▸ What needs to be done
Sift the listing for lines that hold the string "styles" and pull them out.

---------- Source excerpt

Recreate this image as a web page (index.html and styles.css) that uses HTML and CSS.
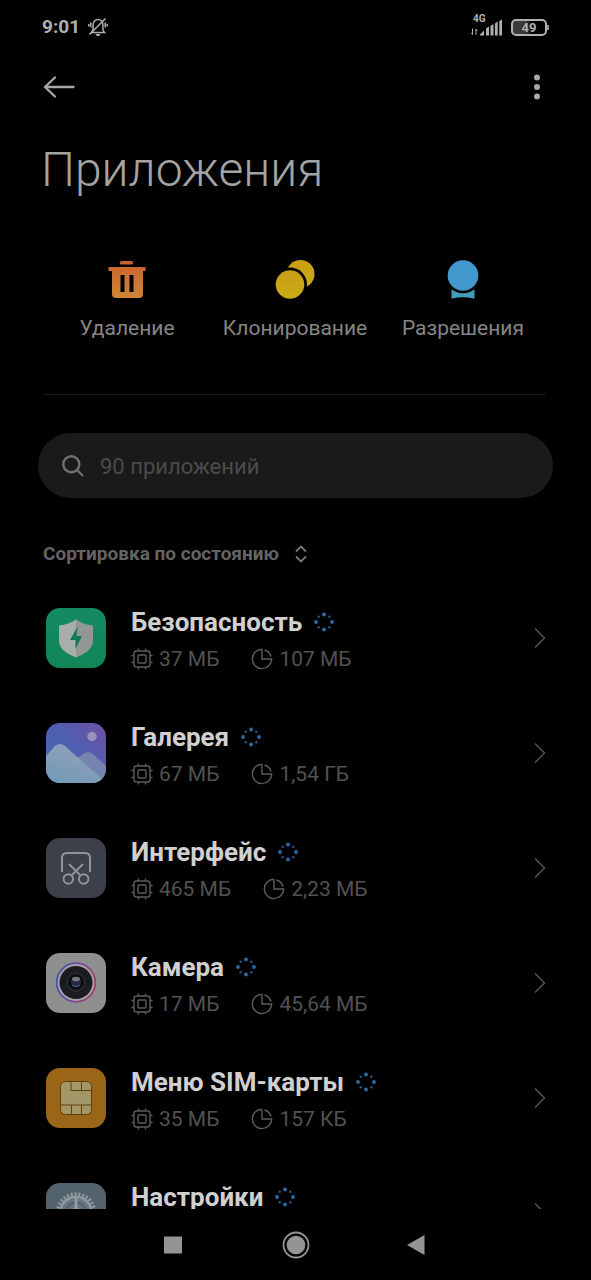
FILE: index.html
```html
<!DOCTYPE html>
<html lang="ru">
<head>
<meta charset="utf-8">
<meta name="viewport" content="width=device-width, initial-scale=1">
<title>Приложения</title>
<link rel="stylesheet" href="styles.css">
</head>
<body>
<svg class="defs" aria-hidden="true">
  <symbol id="chip" viewBox="0 0 22 22">
    <g fill="none" stroke="currentColor">
      <rect x="3" y="3" width="16" height="16" rx="2.5" stroke-width="1.4"/>
      <rect x="7" y="7" width="8" height="8" rx="1" stroke-width="1.4"/>
      <path stroke-width="1.3" d="M7.500 3V.5M14.500 3V.5M7.500 19v2.500M14.500 19v2.500M3 7.500H.5M3 14.500H.5M19 7.500h2.500M19 14.500h2.500"/>
    </g>
  </symbol>
  <symbol id="pie" viewBox="0 0 22 22">
    <g fill="none" stroke="currentColor" stroke-width="1.4">
      <path d="M11 1.200A9.700 9.700 0 1 0 20.700 11H11V1.200"/>
      <path d="M13.500 2A9.300 9.300 0 0 1 20 8.600"/>
    </g>
  </symbol>
  <symbol id="dots" viewBox="0 0 20 20">
    <g fill="#2d6ba6">
      <circle cx="10" cy="2.500" r="1.900"/><circle cx="10" cy="17.500" r="1.900"/><circle cx="2" cy="10" r="1.900"/><circle cx="18" cy="10" r="1.900"/>
    </g>
    <g fill="#28587f">
      <circle cx="4.700" cy="4.700" r="1.200"/><circle cx="15.300" cy="4.700" r="1.200"/><circle cx="4.700" cy="15.300" r="1.200"/><circle cx="15.300" cy="15.300" r="1.200"/>
    </g>
  </symbol>
  <symbol id="chevron" viewBox="0 0 12 22">
    <path d="M1 1.500 10.500 11 1 20.500" fill="none" stroke="currentColor" stroke-width="1.500"/>
  </symbol>
</svg>

<div class="screen">
  <header class="status">
    <div class="status-group">
      <time class="clock">9:01</time>
      <svg class="mute" viewBox="0 0 20 20" role="img" aria-label="Без звука">
        <g fill="none" stroke="currentColor" stroke-width="1.500">
          <path d="M3.500 15.500h13c-1.300-1.200-1.600-2.200-1.600-4V7.800c0-3-2.100-5.300-4.900-5.300S5.100 4.800 5.100 7.800v3.700c0 1.800-.3 2.800-1.600 4z"/>
          <path d="M17.500 1.500 1.500 17.500M2.800 5.500v5M.8 7v2.500M17.200 5.500v5M19.200 7v2.500"/>
        </g>
        <path d="M7.500 17h5c-.5 1.500-1.300 2-2.500 2s-2-.5-2.500-2z" fill="currentColor"/>
      </svg>
    </div>
    <div class="status-group right">
      <div class="signal">
        <span class="net">4G</span>
        <svg class="bars" viewBox="0 0 32 17" aria-hidden="true">
          <g fill="currentColor">
            <path d="M9 16.500v-1l4-4v5zM15 9.500l3-2v9h-3zM19.500 7l3-2v11.500h-3zM24 4.500l2.700-2v14H24zM28.300 2 31 .5v16h-2.700z"/>
          </g>
          <path d="M1.500 9.500v6M.3 13.800l1.200 1.700M5 16V10l1.300 1.800" fill="none" stroke="currentColor" stroke-width="1"/>
        </svg>
      </div>
      <div class="battery"><span class="battery-body">49</span><span class="battery-tip"></span></div>
    </div>
  </header>

  <nav class="toolbar" aria-label="Панель">
    <button class="icon-btn" type="button" aria-label="Назад">
      <svg class="back" viewBox="0 0 32 22"><path d="M30.500 11H2M12 1.500 2 11l10 9.500" fill="none" stroke="currentColor" stroke-width="2.300" stroke-linecap="round" stroke-linejoin="round"/></svg>
    </button>
    <button class="icon-btn" type="button" aria-label="Ещё">
      <svg class="more" viewBox="0 0 6 26"><g fill="currentColor"><circle cx="3" cy="3.500" r="3"/><circle cx="3" cy="13" r="3"/><circle cx="3" cy="22.500" r="3"/></g></svg>
    </button>
  </nav>

  <main class="content">
    <h1 class="title">Приложения</h1>

    <div class="actions">
      <button class="action" type="button">
        <svg class="action-icon" viewBox="0 0 40 40" aria-hidden="true">
          <defs><linearGradient id="gt" x1="0" y1="0" x2="0" y2="1"><stop offset="0" stop-color="#c9612f"/><stop offset="1" stop-color="#cd8636"/></linearGradient></defs>
          <path fill="url(#gt)" fill-rule="evenodd" d="M14.500 1h10q1.500 0 1.500 1.500v1q0 1-1.500 1h-10q-1.500 0-1.500-1v-1Q13 1 14.500 1zM1.500 7h37v4H36v23q0 4-4 4H9q-4 0-4-4V11H1.500zM13.500 15v17h4V15zM22.500 15v17h4V15z"/>
        </svg>
        <span>Удаление</span>
      </button>
      <button class="action" type="button">
        <svg class="action-icon" viewBox="0 0 40 40" aria-hidden="true">
          <defs><linearGradient id="gc" x1="0" y1="0" x2="0" y2="1"><stop offset="0" stop-color="#c99d16"/><stop offset="1" stop-color="#c9ad12"/></linearGradient></defs>
          <circle cx="25.500" cy="14" r="14" fill="url(#gc)"/>
          <circle cx="15" cy="24.500" r="17" fill="#000"/>
          <circle cx="15" cy="24.500" r="14.300" fill="url(#gc)"/>
        </svg>
        <span>Клонирование</span>
      </button>
      <button class="action" type="button">
        <svg class="action-icon" viewBox="0 0 40 40" aria-hidden="true">
          <path d="M8.500 29.500 20 33l11.500-3.500V38q0 .7-.8.500Q20 36 9.300 38.500q-.8.200-.8-.5z" fill="#439cb9"/>
          <circle cx="20" cy="15.500" r="17.800" fill="#000"/>
          <circle cx="20" cy="15.500" r="15.300" fill="#4298cd"/>
        </svg>
        <span>Разрешения</span>
      </button>
    </div>

    <hr class="rule">

    <label class="search">
      <svg class="search-icon" viewBox="0 0 22 22" aria-hidden="true"><g fill="none" stroke="currentColor" stroke-width="2.400"><circle cx="9.300" cy="9.300" r="8"/><path d="m15 15 6 6"/></g></svg>
      <input class="search-input" type="search" placeholder="90 приложений" aria-label="Поиск приложений">
    </label>

    <button class="sort" type="button">
      <span>Сортировка по состоянию</span>
      <svg class="sort-icon" viewBox="0 0 12 18" aria-hidden="true"><path d="m1 6.500 5-5 5 5M1 11.500l5 5 5-5" fill="none" stroke="currentColor" stroke-width="1.800"/></svg>
    </button>

    <div class="list">
      <a class="row" href="#security">
        <svg class="app-icon" viewBox="0 0 60 60" aria-hidden="true">
          <defs><linearGradient id="gs" x1="0" y1="0" x2="0" y2="1"><stop offset="0" stop-color="#148a62"/><stop offset="1" stop-color="#108557"/></linearGradient></defs>
          <rect width="60" height="60" rx="14" fill="url(#gs)"/>
          <path d="M30 11.500c5 3.500 10 5 17 6v15C47 41 39 46 30 49.500z" fill="#929795"/>
          <path d="M30 11.500c-5 3.500-10 5-17 6v15C13 41 21 46 30 49.500z" fill="#a9aeab"/>
          <path d="M31.500 18.500 24 32h5.500v9L36 28h-5.500z" fill="#127954"/>
        </svg>
        <span class="info">
          <span class="name">Безопасность <svg class="dots"><use href="#dots"/></svg></span>
          <span class="meta"><span class="stat"><svg class="mini"><use href="#chip"/></svg>37 МБ</span><span class="stat"><svg class="mini"><use href="#pie"/></svg>107 МБ</span></span>
        </span>
        <svg class="chevron"><use href="#chevron"/></svg>
      </a>
      <a class="row" href="#gallery">
        <svg class="app-icon" viewBox="0 0 60 60" aria-hidden="true">
          <defs>
            <linearGradient id="gg" x1="0" y1="1" x2="1" y2="0"><stop offset="0" stop-color="#416fae"/><stop offset=".5" stop-color="#4c60b0"/><stop offset="1" stop-color="#6f50a8"/></linearGradient>
            <linearGradient id="gm" x1="0" y1="1" x2=".5" y2="0"><stop offset="0" stop-color="#6f9bb4"/><stop offset="1" stop-color="#949fbb"/></linearGradient>
            <clipPath id="cg"><rect width="60" height="60" rx="14"/></clipPath>
          </defs>
          <g clip-path="url(#cg)">
            <rect width="60" height="60" fill="url(#gg)"/>
            <circle cx="46" cy="13.500" r="4.700" fill="#9d91bb"/>
            <path d="M30 36l7-5q5-4 10 0l13 12v18H30z" fill="#7682af"/>
            <path d="M0 33 9 23q5-4 10 0l37 33 4 4H0z" fill="url(#gm)"/>
          </g>
        </svg>
        <span class="info">
          <span class="name">Галерея <svg class="dots"><use href="#dots"/></svg></span>
          <span class="meta"><span class="stat"><svg class="mini"><use href="#chip"/></svg>67 МБ</span><span class="stat"><svg class="mini"><use href="#pie"/></svg>1,54 ГБ</span></span>
        </span>
        <svg class="chevron"><use href="#chevron"/></svg>
      </a>
      <a class="row" href="#interface">
        <svg class="app-icon" viewBox="0 0 60 60" aria-hidden="true">
          <rect width="60" height="60" rx="14" fill="#3b404b"/>
          <g fill="none" stroke="#919398" stroke-width="2">
            <path d="M16 34V20q0-5 5-5h18q5 0 5 5v14"/>
            <circle cx="22.300" cy="41" r="4.700"/><circle cx="37.700" cy="41" r="4.700"/>
            <path d="M23 26l11.500 11.500M37 26 25.500 37.500"/>
          </g>
        </svg>
        <span class="info">
          <span class="name">Интерфейс <svg class="dots"><use href="#dots"/></svg></span>
          <span class="meta"><span class="stat"><svg class="mini"><use href="#chip"/></svg>465 МБ</span><span class="stat"><svg class="mini"><use href="#pie"/></svg>2,23 МБ</span></span>
        </span>
        <svg class="chevron"><use href="#chevron"/></svg>
      </a>
      <a class="row" href="#camera">
        <svg class="app-icon" viewBox="0 0 60 60" aria-hidden="true">
          <defs><linearGradient id="gr" x1="0" y1=".3" x2="1" y2=".6"><stop offset="0" stop-color="#4654a4"/><stop offset=".5" stop-color="#74489c"/><stop offset="1" stop-color="#a83c62"/></linearGradient></defs>
          <rect width="60" height="60" rx="14" fill="#8e908f"/>
          <circle cx="30" cy="29.500" r="19.300" fill="#a2a2a8" stroke="url(#gr)" stroke-width="1.800"/>
          <circle cx="30" cy="29.500" r="16.500" fill="#1b1c20"/>
          <circle cx="30" cy="29" r="9" fill="#15161b" stroke="#33353d" stroke-width="1"/>
          <circle cx="30" cy="29" r="6" fill="#22283d" stroke="#08090c" stroke-width="1.500"/>
          <ellipse cx="30" cy="26" rx="4" ry="2.300" fill="#77787e"/>
          <path d="M26 32q4 3 8 0" fill="none" stroke="#40538a" stroke-width="1.500"/>
        </svg>
        <span class="info">
          <span class="name">Камера <svg class="dots"><use href="#dots"/></svg></span>
          <span class="meta"><span class="stat"><svg class="mini"><use href="#chip"/></svg>17 МБ</span><span class="stat"><svg class="mini"><use href="#pie"/></svg>45,64 МБ</span></span>
        </span>
        <svg class="chevron"><use href="#chevron"/></svg>
      </a>
      <a class="row" href="#sim">
        <svg class="app-icon" viewBox="0 0 60 60" aria-hidden="true">
          <rect width="60" height="60" rx="14" fill="#9b6518"/>
          <rect x="14.500" y="13.500" width="31" height="33" rx="5" fill="#a39768" stroke="#60420f" stroke-width="1"/>
          <path d="M25 13.500v9h20.500M35.500 13.500v9M14.500 37h31M25.500 37v9.500M35.500 37v9.500" fill="none" stroke="#60420f" stroke-width="1"/>
        </svg>
        <span class="info">
          <span class="name">Меню SIM-карты <svg class="dots"><use href="#dots"/></svg></span>
          <span class="meta"><span class="stat"><svg class="mini"><use href="#chip"/></svg>35 МБ</span><span class="stat"><svg class="mini"><use href="#pie"/></svg>157 КБ</span></span>
        </span>
        <svg class="chevron"><use href="#chevron"/></svg>
      </a>
      <a class="row" href="#settings">
        <svg class="app-icon" viewBox="0 0 60 60" aria-hidden="true">
          <rect width="60" height="60" rx="14" fill="#53636e"/>
          <circle cx="30" cy="29.500" r="18.500" fill="none" stroke="#929a9f" stroke-width="3.500" stroke-dasharray="2 1.874"/>
          <circle cx="30" cy="29.500" r="15.700" fill="#667580" stroke="#929a9f" stroke-width="2.500"/>
          <circle cx="30" cy="29.500" r="10" fill="none" stroke="#53636e" stroke-width="2"/>
          <path d="M30 30V14M30 30l-14 8M30 30l14 8" stroke="#929a9f" stroke-width="3"/>
          <circle cx="30" cy="29.500" r="5" fill="#929a9f"/>
        </svg>
        <span class="info">
          <span class="name">Настройки <svg class="dots"><use href="#dots"/></svg></span>
        </span>
        <svg class="chevron"><use href="#chevron"/></svg>
      </a>
    </div>
  </main>

  <nav class="navbar" aria-label="Навигация">
    <button class="icon-btn" type="button" aria-label="Недавние"><svg class="nav-icon" viewBox="0 0 28 28"><path d="M4 5.500h18v17H4z" fill="currentColor"/></svg></button>
    <button class="icon-btn" type="button" aria-label="Домой"><svg class="nav-icon" viewBox="0 0 28 28"><circle cx="14" cy="14" r="12.500" fill="none" stroke="currentColor" stroke-width="1.800"/><circle cx="14" cy="14" r="9.300" fill="currentColor"/></svg></button>
    <button class="icon-btn" type="button" aria-label="Назад"><svg class="nav-icon" viewBox="0 0 28 28"><path d="M3 14 20.500 4v20z" fill="currentColor"/></svg></button>
  </nav>
</div>
</body>
</html>
```
FILE: styles.css
```css
* { box-sizing: border-box; }

body {
  margin: 0;
  background: #000;
  color: #9c9c9c;
  font-family: Roboto, "Noto Sans", sans-serif;
}

button {
  padding: 0;
  border: 0;
  background: none;
  color: inherit;
  font: inherit;
}

svg { display: block; flex: none; }

.defs { position: absolute; width: 0; height: 0; }

.screen {
  display: flex;
  flex-direction: column;
  height: 100vh;
}

.status {
  display: flex;
  flex: none;
  align-items: center;
  justify-content: space-between;
  height: 54px;
  padding: 0 42px;
  color: #b0b0b0;
}

.status-group { display: flex; align-items: center; gap: 8px; }
.clock { font-size: 19px; line-height: 24px; font-weight: 700; }
.mute { width: 20px; height: 20px; }

.signal { display: flex; flex-direction: column; padding-bottom: 4px; }
.net { padding-left: 2px; font-size: 10px; line-height: 8px; height: 4px; font-weight: 700; }
.bars { width: 32px; height: 17px; }

.battery { display: flex; align-items: center; }
.battery-body {
  width: 36px;
  height: 17px;
  border: 2px solid #b0b0b0;
  border-radius: 5px;
  background: linear-gradient(90deg, #3a3a3a 40%, #000 60%);
  font-size: 13px;
  line-height: 14px;
  font-weight: 700;
  text-align: center;
}
.battery-tip { width: 2px; height: 5px; background: #909090; }

.toolbar {
  display: flex;
  flex: none;
  align-items: center;
  justify-content: space-between;
  height: 66px;
  padding: 0 51px 0 43px;
  color: #a8a8a8;
}
.icon-btn { display: flex; align-items: center; justify-content: center; }
.back { width: 32px; height: 22px; }
.more { width: 6px; height: 26px; }

.content { flex: 1; min-height: 0; overflow: hidden; }

.title {
  margin: 22px 41px 0;
  color: #a3a3a3;
  font-size: 48px;
  line-height: 56px;
  font-weight: 300;
}

.actions {
  display: grid;
  grid-template-columns: repeat(3, 1fr);
  margin: 62px 44px 0 43px;
}
.action {
  display: flex;
  flex-direction: column;
  align-items: center;
  gap: 16px;
  color: #858585;
  font-size: 21px;
  line-height: 24px;
}
.action-icon { width: 40px; height: 40px; }

.rule {
  height: 1px;
  margin: 54px 45px 38px 43px;
  border: 0;
  background: #1b1b1b;
}

.search {
  display: flex;
  align-items: center;
  gap: 16px;
  height: 65px;
  margin: 0 38px;
  padding: 0 24px;
  border-radius: 33px;
  background: #1a1a1a;
  color: #707070;
}
.search-icon { width: 22px; height: 22px; }
.search-input {
  flex: 1;
  min-width: 0;
  padding: 2px 0 0;
  border: 0;
  outline: 0;
  background: none;
  color: #999;
  font: 22px/28px Roboto, "Noto Sans", sans-serif;
}
.search-input::placeholder { color: #4b4b4b; opacity: 1; }

.sort {
  display: flex;
  align-items: center;
  gap: 16px;
  margin: 44px 43px 15px;
  color: #646464;
  font-size: 19px;
  line-height: 24px;
  font-weight: 700;
}
.sort-icon { width: 12px; height: 18px; color: #777; }

.row {
  display: flex;
  align-items: flex-start;
  height: 115px;
  padding: 27px 45px 0 46px;
  color: #525252;
  text-decoration: none;
}
.app-icon { width: 60px; height: 60px; }
.info {
  display: flex;
  flex: 1;
  flex-direction: column;
  gap: 7px;
  margin: -2px 0 0 25px;
}
.name {
  display: flex;
  align-items: center;
  gap: 12px;
  color: #d0d0d0;
  font-size: 26px;
  line-height: 32px;
  font-weight: 700;
}
.dots { width: 20px; height: 20px; }
.meta { display: flex; gap: 32px; font-size: 21px; line-height: 28px; }
.stat { display: flex; align-items: center; gap: 6px; }
.mini { width: 22px; height: 22px; color: #5c5c5c; }
.chevron { width: 12px; height: 22px; margin-top: 19px; }

.navbar {
  display: flex;
  flex: none;
  align-items: center;
  justify-content: center;
  gap: 94px;
  height: 71px;
  color: #949494;
}
.nav-icon { width: 28px; height: 28px; }
```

--------------------

▸ Answer in full
Recreate this image as a web page (index.html and styles.css) that uses HTML and CSS.
<link rel="stylesheet" href="styles.css">
FILE: styles.css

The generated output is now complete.